-------- PROVIDED INFORMATION --------

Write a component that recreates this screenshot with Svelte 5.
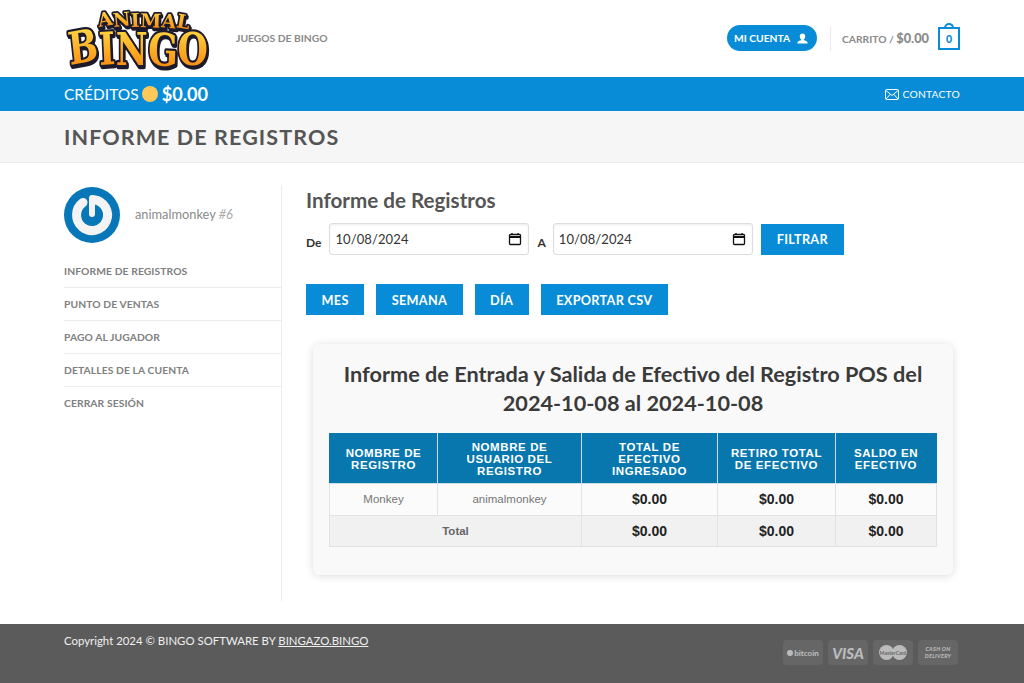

--------
-------- PROVIDED INFORMATION --------

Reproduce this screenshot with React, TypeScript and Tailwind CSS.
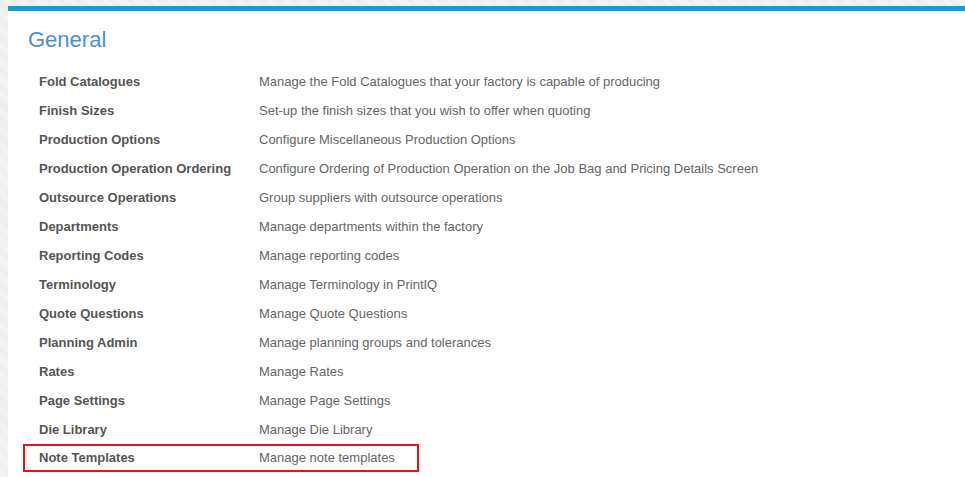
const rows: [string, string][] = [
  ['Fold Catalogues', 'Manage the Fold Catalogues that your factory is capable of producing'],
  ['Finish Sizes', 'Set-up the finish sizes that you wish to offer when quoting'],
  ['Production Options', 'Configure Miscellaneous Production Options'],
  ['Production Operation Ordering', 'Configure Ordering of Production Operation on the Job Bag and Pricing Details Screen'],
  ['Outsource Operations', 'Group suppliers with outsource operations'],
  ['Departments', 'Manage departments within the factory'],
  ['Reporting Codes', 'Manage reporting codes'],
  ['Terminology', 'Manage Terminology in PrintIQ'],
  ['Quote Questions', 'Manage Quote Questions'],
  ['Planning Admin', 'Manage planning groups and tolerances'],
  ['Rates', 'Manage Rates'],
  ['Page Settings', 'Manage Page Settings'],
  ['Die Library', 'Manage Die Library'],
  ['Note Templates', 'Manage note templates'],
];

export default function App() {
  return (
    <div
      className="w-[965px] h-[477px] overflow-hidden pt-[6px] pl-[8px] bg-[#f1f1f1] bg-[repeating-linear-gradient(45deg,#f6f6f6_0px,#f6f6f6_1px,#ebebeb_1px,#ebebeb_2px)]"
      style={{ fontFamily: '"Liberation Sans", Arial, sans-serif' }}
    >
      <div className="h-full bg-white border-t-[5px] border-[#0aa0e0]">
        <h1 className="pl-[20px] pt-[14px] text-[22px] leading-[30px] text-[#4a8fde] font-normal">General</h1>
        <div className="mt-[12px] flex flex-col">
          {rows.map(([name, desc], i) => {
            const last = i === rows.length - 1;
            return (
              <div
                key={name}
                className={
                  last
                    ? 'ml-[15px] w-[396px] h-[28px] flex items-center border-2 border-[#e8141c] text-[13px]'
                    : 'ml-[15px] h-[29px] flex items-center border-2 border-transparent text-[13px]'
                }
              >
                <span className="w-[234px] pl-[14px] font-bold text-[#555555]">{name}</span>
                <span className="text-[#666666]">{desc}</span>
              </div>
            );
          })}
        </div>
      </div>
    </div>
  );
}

--------
-------- PROVIDED INFORMATION --------

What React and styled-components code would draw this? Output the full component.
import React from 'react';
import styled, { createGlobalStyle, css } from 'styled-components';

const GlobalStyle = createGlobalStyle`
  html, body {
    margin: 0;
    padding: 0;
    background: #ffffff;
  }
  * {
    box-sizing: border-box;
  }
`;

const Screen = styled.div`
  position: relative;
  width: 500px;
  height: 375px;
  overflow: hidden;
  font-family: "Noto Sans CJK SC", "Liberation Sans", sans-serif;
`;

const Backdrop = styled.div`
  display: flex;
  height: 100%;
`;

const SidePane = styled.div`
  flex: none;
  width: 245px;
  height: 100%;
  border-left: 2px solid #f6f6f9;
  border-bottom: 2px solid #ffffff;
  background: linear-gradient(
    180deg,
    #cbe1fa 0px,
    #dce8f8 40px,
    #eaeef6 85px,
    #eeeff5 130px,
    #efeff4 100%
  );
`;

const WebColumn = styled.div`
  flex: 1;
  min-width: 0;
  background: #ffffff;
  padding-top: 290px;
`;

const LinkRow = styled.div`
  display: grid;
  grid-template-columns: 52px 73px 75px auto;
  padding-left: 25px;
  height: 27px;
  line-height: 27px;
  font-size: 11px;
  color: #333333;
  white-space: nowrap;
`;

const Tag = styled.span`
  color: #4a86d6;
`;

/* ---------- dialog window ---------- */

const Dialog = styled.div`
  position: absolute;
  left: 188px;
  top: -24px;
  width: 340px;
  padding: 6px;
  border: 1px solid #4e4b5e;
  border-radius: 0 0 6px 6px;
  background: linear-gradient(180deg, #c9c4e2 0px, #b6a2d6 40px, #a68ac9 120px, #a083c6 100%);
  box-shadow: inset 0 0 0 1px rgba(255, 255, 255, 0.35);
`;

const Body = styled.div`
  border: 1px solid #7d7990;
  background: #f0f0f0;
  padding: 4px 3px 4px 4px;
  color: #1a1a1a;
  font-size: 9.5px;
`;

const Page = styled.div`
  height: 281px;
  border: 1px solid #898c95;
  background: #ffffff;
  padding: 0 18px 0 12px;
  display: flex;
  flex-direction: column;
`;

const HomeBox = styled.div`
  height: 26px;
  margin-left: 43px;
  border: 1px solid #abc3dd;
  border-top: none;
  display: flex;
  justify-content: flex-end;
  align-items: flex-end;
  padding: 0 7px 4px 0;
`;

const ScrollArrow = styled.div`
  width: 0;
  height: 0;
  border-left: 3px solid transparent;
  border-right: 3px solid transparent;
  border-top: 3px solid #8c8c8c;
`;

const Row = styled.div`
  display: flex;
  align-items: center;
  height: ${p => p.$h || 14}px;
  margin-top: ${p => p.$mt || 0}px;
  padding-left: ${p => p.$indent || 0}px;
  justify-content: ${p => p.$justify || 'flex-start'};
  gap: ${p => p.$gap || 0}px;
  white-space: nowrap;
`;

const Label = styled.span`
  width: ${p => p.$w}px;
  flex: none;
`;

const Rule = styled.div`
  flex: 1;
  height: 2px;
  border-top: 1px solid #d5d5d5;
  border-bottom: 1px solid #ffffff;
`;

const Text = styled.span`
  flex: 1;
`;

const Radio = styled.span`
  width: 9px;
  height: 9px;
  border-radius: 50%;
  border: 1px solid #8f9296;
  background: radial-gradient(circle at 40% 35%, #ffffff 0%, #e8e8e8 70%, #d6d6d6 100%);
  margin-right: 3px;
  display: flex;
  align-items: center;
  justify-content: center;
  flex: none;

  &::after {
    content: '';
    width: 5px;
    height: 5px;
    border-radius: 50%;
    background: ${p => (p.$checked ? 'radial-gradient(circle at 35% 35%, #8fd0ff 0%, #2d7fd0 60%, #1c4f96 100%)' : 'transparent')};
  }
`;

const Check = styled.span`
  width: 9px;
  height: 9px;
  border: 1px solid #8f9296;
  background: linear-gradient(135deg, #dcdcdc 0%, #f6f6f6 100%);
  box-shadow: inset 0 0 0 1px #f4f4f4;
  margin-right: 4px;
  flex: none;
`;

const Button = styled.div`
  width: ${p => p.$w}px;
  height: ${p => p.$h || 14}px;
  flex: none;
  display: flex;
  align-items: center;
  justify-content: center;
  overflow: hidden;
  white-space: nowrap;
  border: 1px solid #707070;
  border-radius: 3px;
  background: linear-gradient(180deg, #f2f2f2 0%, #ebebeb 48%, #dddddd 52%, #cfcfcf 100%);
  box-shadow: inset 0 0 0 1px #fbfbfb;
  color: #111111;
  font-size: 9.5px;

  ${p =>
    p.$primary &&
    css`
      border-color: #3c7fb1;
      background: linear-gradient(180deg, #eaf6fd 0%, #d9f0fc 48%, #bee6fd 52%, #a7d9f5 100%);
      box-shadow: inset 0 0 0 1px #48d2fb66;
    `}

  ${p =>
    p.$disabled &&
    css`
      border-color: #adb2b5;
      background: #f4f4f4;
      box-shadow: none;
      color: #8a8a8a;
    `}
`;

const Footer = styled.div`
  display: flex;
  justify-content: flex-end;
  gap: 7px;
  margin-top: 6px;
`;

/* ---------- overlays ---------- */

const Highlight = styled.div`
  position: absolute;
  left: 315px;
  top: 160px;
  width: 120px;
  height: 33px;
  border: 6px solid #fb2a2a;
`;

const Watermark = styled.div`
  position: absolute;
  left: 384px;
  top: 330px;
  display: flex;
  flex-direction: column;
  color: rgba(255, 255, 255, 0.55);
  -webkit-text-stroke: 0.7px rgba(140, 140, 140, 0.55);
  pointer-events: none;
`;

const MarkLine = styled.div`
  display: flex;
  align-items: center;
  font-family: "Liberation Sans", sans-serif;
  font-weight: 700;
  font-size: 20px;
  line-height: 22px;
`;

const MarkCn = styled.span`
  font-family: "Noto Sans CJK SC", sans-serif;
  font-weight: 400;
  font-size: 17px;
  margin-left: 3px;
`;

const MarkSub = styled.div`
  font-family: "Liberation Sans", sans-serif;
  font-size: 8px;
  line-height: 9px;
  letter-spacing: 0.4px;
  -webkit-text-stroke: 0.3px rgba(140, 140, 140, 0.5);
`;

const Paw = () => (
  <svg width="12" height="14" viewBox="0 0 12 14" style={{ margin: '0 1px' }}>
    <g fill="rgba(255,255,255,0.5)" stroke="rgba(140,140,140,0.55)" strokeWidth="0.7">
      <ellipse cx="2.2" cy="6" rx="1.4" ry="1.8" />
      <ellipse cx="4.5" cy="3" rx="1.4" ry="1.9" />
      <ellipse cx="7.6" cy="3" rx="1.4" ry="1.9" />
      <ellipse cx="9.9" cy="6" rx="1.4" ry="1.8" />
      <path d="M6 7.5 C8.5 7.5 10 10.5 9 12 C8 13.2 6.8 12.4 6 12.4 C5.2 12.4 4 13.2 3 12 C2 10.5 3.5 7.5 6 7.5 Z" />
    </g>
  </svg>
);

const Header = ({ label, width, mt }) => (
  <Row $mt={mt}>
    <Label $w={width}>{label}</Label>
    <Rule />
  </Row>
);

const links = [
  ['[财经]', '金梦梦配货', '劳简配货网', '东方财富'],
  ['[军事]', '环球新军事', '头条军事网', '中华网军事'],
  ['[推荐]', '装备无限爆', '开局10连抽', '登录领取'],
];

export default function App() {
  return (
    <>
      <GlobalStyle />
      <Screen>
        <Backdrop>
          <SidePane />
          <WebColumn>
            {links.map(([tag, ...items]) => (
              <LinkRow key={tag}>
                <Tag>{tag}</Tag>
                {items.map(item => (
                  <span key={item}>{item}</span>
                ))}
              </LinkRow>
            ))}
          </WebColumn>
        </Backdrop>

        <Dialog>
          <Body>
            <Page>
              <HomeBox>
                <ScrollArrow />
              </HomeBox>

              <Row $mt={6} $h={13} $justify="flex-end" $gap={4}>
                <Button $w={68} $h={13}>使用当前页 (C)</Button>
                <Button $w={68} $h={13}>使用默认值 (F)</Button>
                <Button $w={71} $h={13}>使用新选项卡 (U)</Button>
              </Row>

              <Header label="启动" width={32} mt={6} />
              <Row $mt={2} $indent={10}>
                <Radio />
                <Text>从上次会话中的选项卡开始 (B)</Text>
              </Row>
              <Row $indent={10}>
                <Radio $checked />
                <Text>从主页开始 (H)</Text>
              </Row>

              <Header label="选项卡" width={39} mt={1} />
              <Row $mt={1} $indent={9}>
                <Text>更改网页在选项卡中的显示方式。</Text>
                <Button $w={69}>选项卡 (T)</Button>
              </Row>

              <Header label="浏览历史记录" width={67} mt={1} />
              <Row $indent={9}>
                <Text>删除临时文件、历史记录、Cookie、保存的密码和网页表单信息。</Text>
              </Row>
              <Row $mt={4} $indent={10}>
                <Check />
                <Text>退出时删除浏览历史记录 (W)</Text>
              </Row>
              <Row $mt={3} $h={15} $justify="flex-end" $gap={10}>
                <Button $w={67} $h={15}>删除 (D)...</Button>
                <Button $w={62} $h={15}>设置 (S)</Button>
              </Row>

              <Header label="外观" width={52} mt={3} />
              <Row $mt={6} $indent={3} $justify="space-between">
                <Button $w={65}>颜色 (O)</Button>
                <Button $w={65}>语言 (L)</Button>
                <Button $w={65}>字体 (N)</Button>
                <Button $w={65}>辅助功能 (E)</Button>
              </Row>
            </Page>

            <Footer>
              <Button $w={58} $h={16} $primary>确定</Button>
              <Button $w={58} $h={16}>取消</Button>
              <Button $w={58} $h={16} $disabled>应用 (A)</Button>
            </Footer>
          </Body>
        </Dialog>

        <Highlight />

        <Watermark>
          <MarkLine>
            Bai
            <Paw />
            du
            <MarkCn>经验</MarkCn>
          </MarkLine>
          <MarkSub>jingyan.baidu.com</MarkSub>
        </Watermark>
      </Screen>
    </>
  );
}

--------

WHAT YOU HAVE TO DO: State how many lines include the string "this", and nothing more.

COMPLETE OUTPUT: 3